According to a report from the IMS Institute for Healthcare Informatics, total spending on prescription drugs in the US rose 12.2 percent to nearly $425 billion in 2015, driven by the launch of new medicines for cancer and hepatitis C, as well as price increases for older products. The annual growth rate was below the 14.2-percent rise seen in 2014, although the report predicts that spending will continue to increase at a steady mid-single-digit rate through 2020.
"Drug spending growth remains at historically high levels, even as it's moderated from 2014," remarked Murray Aitken, executive director of the IMS Institute. "A surge of new drugs being approved and becoming available for patients is a driver of increased costs," Aitken added. IMS estimates that US spending on prescription drugs will reach between $610 billion and $640 billion in 2020.

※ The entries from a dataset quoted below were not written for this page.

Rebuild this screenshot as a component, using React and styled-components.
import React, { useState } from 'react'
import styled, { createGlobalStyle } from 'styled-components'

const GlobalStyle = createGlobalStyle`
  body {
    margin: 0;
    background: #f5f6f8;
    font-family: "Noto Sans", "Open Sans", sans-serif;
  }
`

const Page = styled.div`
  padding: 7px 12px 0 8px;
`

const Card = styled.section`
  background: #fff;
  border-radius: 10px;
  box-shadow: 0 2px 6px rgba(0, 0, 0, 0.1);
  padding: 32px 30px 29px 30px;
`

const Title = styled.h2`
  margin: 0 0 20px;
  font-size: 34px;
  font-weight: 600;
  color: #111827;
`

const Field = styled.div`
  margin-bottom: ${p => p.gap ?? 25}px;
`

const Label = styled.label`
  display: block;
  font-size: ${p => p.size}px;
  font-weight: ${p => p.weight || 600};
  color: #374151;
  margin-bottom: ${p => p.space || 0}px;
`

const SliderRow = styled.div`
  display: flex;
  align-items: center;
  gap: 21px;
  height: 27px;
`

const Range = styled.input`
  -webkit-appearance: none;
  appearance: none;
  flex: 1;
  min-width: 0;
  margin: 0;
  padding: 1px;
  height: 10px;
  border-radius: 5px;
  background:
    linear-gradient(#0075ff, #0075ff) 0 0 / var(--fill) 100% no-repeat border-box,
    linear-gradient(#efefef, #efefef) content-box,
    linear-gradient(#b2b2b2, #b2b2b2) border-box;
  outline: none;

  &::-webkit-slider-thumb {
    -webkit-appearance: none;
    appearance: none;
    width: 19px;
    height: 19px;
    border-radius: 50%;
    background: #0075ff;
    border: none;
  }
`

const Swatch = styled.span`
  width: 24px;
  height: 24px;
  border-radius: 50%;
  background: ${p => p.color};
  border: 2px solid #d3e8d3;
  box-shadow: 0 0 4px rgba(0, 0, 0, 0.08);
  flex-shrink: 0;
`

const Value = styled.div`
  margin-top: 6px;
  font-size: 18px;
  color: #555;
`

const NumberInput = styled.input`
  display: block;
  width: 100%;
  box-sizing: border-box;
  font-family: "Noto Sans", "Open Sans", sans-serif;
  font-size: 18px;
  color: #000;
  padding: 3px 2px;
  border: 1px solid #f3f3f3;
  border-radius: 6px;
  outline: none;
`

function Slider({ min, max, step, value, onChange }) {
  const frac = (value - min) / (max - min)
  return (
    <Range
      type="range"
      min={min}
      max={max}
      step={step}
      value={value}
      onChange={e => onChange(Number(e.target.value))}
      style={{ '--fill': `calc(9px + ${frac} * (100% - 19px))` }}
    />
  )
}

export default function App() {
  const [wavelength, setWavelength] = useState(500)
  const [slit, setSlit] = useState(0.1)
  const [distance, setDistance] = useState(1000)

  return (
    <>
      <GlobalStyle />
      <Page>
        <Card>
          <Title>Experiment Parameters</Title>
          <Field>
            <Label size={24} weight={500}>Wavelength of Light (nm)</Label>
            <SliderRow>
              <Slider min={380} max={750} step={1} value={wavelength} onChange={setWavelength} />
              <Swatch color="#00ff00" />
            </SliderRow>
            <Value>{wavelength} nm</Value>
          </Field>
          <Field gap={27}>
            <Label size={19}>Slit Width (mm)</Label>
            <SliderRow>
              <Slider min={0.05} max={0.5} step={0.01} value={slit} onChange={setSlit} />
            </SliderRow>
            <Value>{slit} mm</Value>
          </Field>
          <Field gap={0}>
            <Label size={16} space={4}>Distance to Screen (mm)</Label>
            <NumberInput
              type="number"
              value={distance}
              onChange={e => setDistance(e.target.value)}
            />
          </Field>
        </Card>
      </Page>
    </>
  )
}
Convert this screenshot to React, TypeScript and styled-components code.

The report indicated that last year, more than half of the spending growth came from drugs approved within the past two years, with specialty medicines, such as those for hepatitis C, cancer and multiple sclerosis, accounting for $151 billion of the total, an increase of 20 percent from 2014. IMS noted that while 250 000 patients were treated last year with the new generation of hepatitis C therapies from Gilead Sciences, AbbVie and Merck & Co., up from 170 000 in 2014, the number of people starting treatment slowed as the year progressed. According to IMS, this suggests that many of those most in need of the medicines may have received them.
The analysis also found that pharmaceutical companies offered price concession and rebates totalling $115.3 billion in 2015, more than double the $52.4 billion offered in 2009. IMS estimated that after rebates and other price discounts, drugmakers received $309.5 billion for US prescription medicines last year, up 8.5 percent from 2014, but down from growth of 10.5 percent in the prior year. "For all the headlines, drug spending growth has moderated in 2015," Aitken commented.
According to IMS, the average net price increase for branded drugs was 2.8 percent in 2015, versus 12.4 percent using wholesale prices. "That reflects the new dynamics in the marketplace, where we have heightened competition in several major therapy areas, including diabetes, with manufacturers taking price concessions through rebates," said Aitken. Meanwhile, spending on branded drugs facing new generic medicines fell $14.2 billion in 2015, versus a decline of $32.6 billion in 2012.
Commenting on the report, the Pharmaceutical Research and Manufacturers of America said that the findings confirm that drug costs are moderating "due to a competitive marketplace for medicines where large, powerful purchasers negotiate aggressively and generic utilisation rates are nearly 90 percent."